BRIEF: Copy each line that contains the word "styles".
==== INFORMATION PROVIDED ====
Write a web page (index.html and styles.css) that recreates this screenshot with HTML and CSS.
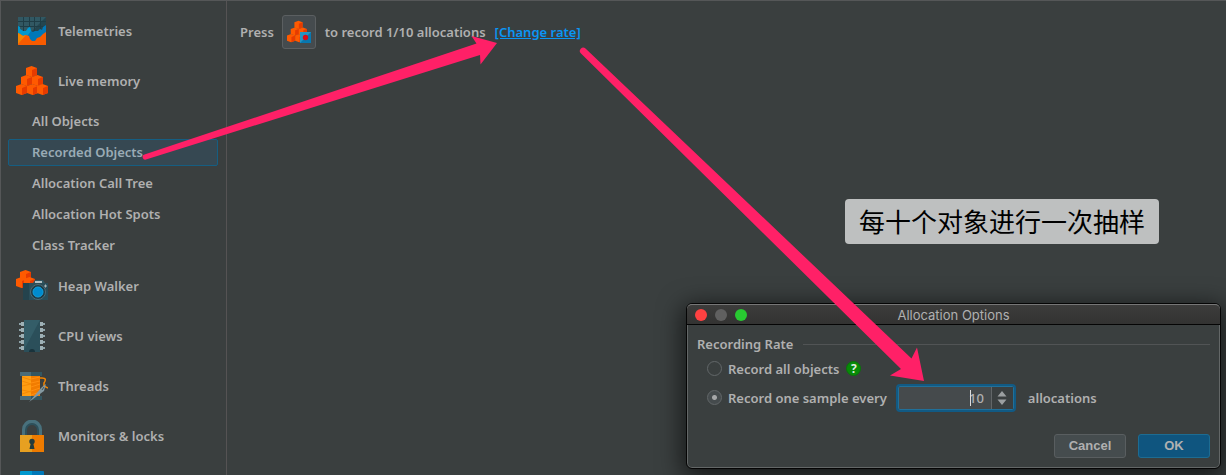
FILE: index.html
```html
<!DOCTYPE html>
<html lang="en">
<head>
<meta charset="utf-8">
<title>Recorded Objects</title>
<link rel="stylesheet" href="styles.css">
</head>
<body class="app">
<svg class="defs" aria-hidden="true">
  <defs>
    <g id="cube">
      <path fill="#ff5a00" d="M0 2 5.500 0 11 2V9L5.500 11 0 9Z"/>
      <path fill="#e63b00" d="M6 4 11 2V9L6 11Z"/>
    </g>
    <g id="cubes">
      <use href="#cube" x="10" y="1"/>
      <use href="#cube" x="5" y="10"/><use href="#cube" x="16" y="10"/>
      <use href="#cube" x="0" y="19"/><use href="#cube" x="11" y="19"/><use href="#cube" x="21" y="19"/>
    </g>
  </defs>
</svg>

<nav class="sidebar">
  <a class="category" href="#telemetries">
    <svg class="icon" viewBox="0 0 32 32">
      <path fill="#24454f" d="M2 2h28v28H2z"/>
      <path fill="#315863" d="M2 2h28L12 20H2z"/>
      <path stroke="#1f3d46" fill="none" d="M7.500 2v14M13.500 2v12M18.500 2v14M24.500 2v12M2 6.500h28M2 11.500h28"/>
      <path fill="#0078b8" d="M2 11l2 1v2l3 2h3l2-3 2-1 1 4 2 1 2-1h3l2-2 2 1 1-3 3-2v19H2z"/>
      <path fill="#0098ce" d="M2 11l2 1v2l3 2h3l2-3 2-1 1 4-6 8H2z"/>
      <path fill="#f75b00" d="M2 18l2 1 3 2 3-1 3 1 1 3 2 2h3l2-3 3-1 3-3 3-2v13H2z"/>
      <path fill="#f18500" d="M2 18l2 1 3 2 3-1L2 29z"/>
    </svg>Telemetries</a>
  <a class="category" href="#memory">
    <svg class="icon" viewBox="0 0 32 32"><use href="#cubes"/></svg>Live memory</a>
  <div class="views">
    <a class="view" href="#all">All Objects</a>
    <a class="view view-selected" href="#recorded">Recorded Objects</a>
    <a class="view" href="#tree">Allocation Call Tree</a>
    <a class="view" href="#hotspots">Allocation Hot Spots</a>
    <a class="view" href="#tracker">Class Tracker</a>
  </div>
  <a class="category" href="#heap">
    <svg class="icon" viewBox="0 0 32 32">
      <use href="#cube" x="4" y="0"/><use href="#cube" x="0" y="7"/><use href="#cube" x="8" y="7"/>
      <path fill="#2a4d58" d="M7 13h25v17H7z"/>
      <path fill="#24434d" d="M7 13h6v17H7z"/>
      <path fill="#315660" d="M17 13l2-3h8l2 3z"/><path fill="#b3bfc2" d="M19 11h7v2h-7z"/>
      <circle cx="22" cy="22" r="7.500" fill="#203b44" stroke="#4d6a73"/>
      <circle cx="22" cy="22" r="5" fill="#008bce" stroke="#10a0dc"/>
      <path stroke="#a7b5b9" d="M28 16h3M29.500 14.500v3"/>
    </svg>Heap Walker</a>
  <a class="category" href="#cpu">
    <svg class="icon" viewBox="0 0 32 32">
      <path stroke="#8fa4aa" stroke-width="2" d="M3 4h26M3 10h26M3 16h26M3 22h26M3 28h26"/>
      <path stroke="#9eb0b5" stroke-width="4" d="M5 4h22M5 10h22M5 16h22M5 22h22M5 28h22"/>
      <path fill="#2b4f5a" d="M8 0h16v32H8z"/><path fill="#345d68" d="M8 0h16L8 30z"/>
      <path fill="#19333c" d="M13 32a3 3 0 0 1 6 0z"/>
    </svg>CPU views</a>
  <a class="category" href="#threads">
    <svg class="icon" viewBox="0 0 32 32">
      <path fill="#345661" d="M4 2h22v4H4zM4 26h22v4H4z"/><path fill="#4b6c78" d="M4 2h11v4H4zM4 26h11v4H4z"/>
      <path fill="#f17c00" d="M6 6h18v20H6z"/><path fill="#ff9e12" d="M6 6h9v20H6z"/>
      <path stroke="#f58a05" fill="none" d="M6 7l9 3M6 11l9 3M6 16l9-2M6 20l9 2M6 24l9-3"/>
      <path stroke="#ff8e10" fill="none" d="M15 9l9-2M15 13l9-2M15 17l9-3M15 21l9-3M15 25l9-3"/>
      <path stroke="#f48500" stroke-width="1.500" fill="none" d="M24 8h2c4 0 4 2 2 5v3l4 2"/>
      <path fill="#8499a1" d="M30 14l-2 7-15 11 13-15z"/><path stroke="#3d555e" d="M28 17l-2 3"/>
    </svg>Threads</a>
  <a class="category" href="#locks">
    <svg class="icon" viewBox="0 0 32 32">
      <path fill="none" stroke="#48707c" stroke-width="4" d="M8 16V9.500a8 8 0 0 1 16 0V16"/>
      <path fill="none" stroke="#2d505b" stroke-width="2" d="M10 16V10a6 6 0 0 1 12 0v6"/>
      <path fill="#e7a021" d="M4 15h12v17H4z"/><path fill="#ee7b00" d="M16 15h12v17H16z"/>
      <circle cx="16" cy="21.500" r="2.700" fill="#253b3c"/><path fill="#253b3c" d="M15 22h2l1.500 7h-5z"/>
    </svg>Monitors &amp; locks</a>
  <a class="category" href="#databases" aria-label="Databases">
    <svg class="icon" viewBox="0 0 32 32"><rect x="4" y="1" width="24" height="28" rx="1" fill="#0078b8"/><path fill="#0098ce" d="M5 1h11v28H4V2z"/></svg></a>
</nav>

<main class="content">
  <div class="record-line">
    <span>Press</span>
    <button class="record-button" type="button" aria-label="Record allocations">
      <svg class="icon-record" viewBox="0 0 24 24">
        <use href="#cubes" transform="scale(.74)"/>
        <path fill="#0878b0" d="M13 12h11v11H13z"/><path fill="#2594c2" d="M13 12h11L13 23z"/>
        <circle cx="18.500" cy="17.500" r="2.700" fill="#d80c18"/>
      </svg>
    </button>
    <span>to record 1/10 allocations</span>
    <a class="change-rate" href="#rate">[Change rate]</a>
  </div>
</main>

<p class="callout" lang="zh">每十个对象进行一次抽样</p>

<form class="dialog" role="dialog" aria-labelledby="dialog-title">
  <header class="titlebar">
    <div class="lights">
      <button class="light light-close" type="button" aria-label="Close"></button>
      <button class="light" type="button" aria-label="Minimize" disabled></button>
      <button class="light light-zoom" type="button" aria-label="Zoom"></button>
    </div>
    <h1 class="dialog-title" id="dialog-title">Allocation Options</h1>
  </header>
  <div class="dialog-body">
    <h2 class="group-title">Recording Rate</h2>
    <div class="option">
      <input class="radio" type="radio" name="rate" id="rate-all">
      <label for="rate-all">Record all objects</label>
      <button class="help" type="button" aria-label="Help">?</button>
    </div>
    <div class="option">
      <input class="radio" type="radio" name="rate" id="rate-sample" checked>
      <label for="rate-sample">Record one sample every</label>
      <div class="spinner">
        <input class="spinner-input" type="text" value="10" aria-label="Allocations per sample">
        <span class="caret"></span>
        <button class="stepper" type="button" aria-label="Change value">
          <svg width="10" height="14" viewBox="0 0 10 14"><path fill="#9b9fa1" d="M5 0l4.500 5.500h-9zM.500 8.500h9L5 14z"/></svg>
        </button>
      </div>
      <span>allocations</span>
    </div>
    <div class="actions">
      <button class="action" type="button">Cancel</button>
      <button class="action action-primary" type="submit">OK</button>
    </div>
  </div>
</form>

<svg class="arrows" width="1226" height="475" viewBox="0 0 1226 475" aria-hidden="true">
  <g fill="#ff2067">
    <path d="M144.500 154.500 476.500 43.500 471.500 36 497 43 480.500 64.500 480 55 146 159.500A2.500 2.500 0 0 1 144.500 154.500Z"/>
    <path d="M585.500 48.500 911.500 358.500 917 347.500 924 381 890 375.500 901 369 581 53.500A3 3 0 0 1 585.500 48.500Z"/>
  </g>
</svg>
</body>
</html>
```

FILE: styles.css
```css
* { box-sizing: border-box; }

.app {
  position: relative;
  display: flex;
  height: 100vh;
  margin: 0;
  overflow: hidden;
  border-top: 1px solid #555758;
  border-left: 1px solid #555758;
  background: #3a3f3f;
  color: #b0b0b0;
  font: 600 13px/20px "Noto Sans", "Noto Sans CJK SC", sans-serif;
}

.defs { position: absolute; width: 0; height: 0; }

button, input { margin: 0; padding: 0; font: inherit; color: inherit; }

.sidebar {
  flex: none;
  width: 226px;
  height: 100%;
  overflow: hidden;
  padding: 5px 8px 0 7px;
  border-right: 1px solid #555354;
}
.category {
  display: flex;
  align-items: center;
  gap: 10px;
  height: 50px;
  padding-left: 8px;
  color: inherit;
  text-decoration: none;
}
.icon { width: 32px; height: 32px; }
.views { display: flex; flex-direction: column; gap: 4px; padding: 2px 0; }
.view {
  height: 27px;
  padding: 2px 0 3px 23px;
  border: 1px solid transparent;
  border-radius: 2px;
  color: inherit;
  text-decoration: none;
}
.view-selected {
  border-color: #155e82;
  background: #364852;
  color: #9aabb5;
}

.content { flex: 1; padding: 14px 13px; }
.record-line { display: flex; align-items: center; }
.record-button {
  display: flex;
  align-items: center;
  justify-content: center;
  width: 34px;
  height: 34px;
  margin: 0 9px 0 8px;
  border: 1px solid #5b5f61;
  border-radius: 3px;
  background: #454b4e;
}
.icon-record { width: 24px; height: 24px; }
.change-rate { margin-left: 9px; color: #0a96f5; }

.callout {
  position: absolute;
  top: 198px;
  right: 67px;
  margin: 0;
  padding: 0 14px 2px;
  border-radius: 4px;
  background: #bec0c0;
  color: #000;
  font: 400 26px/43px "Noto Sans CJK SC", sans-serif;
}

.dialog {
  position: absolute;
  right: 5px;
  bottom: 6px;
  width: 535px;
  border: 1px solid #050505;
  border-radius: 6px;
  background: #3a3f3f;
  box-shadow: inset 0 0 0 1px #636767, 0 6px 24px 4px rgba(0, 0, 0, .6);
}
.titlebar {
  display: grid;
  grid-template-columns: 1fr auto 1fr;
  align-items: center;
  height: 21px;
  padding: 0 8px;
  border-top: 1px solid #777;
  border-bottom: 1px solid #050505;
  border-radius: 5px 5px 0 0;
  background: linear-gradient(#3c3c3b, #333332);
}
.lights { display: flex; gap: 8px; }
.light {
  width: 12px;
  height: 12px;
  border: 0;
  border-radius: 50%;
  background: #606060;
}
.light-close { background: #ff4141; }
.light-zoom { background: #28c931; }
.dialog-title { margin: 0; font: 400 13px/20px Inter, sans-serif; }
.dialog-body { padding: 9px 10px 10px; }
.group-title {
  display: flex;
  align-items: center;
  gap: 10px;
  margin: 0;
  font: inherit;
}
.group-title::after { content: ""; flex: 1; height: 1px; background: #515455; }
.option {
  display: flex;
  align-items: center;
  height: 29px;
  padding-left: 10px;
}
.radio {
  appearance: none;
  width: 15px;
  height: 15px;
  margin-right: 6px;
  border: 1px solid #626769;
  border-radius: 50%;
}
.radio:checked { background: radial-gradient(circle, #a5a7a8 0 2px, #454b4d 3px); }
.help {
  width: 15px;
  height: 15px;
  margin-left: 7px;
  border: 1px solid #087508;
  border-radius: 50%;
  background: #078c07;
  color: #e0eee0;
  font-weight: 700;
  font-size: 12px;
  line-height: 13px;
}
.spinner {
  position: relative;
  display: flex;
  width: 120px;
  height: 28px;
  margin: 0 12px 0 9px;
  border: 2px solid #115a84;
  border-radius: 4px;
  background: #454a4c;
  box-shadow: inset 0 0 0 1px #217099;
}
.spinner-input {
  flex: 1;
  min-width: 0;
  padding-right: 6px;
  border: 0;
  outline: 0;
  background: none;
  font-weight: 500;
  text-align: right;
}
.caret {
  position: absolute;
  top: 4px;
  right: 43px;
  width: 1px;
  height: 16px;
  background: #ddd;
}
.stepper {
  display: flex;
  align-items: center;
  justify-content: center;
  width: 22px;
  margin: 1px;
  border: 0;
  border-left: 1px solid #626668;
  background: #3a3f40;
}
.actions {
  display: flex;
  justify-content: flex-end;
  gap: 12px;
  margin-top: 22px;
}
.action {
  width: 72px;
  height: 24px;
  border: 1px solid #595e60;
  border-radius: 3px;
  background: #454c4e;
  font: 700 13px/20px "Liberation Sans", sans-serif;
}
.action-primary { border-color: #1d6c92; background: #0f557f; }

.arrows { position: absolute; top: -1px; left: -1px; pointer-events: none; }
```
====
EXERCISE OUTPUT:
Write a web page (index.html and styles.css) that recreates this screenshot with HTML and CSS.
<link rel="stylesheet" href="styles.css">
FILE: styles.css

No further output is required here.